Some fans thought the regression of Robby Anderson was a result from rookie quarterback Sam Darnold and his lack of NFL experience, especially throwing the deep ball. While Darnold sat the past two games, nothing changed. Anderson proceeded to catch just six balls for 54 yards while Josh McCown filled in.

In the offseason, Anderson worked on running routes across the middle and was even poised for a breakout year but simply hasn’t been given the opportunity to utilize his skillset. Of all the players in the NFL, Anderson’s deep threat ability is well documented. He has just four catches of over 20 yards all season. That’s the textbook definition of wasting talent.

The NFL culture has changed, and the smart coaches recognize play calling that needs to match the skills of the players on the field. Take the Philadelphia Eagles, who implemented run-pass options for Nick Foles down the stretch last season, something that clearly catered towards his style of play. Even in Los Angeles, Head Coach Sean McVay constantly moves pieces around prior to the snap, leaving defenders confused and more holes for faster, more skilled position players.

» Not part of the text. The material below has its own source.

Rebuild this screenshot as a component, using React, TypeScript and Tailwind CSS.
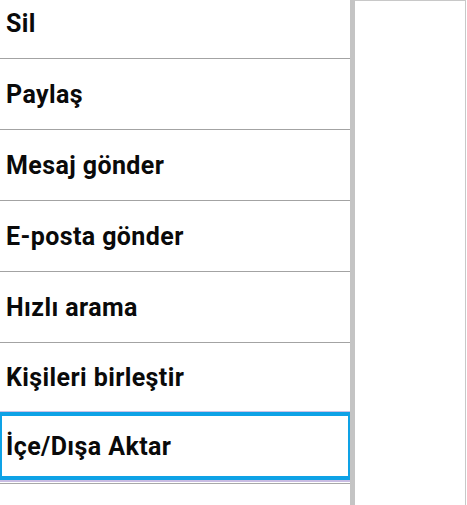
import React from "react";

const items = ["Sil", "Paylaş", "Mesaj gönder", "E-posta gönder", "Hızlı arama"];

export default function App() {
  return (
    <div
      className="flex h-[505px] w-[467px] overflow-hidden bg-white"
      style={{ fontFamily: "Roboto, 'Noto Sans', sans-serif" }}
    >
      <div className="flex w-[350px] flex-col overflow-hidden">
        <div className="-mt-[12px] flex flex-col">
          {items.map((t) => (
            <div
              key={t}
              className="flex h-[71px] shrink-0 items-center border-b border-[#a3a3a3] pl-[6px] pt-[2px] text-[25px] font-bold tracking-[0.4px] text-[#0a0a0a]"
            >
              {t}
            </div>
          ))}
          <div className="flex h-[68px] shrink-0 items-center pl-[6px] pt-[2px] text-[25px] font-bold tracking-[0.4px] text-[#0a0a0a]">
            Kişileri birleştir
          </div>
          <div className="h-px shrink-0 bg-[#cbc2e6]" />
          <div className="flex h-[68px] shrink-0 items-center border-x-2 border-y-4 border-[#0ea2e6] pl-[4px] pt-[2px] text-[25px] font-bold tracking-[0.4px] text-[#0a0a0a]">
            İçe/Dışa Aktar
          </div>
          <div className="h-[2px] shrink-0 bg-[#c9bde3]" />
          <div className="h-px shrink-0 bg-white" />
          <div className="h-px shrink-0 bg-[#a8a8a8]" />
          <div className="h-[71px] shrink-0" />
        </div>
      </div>
      <div className="w-[5px] shrink-0 bg-[#c4c4c4]" />
      <div className="w-[111px] shrink-0 border-t border-r border-[#c8c8c8] bg-white" />
      <div className="w-px shrink-0 bg-white" />
    </div>
  );
}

Somehow through 11 games there still have been zero adjustments, a lack of creativity, and a lack of responsibility. Week in and week out Bates has stood on the podium and said that its on him, and that they need to continue to work at it, but nothing changes.

Players will continue to perform below their skill level if they are put in positions that hinder their abilities. To say that Jeremy Bates should be the first one out the door come this offseason is far from an overreaction.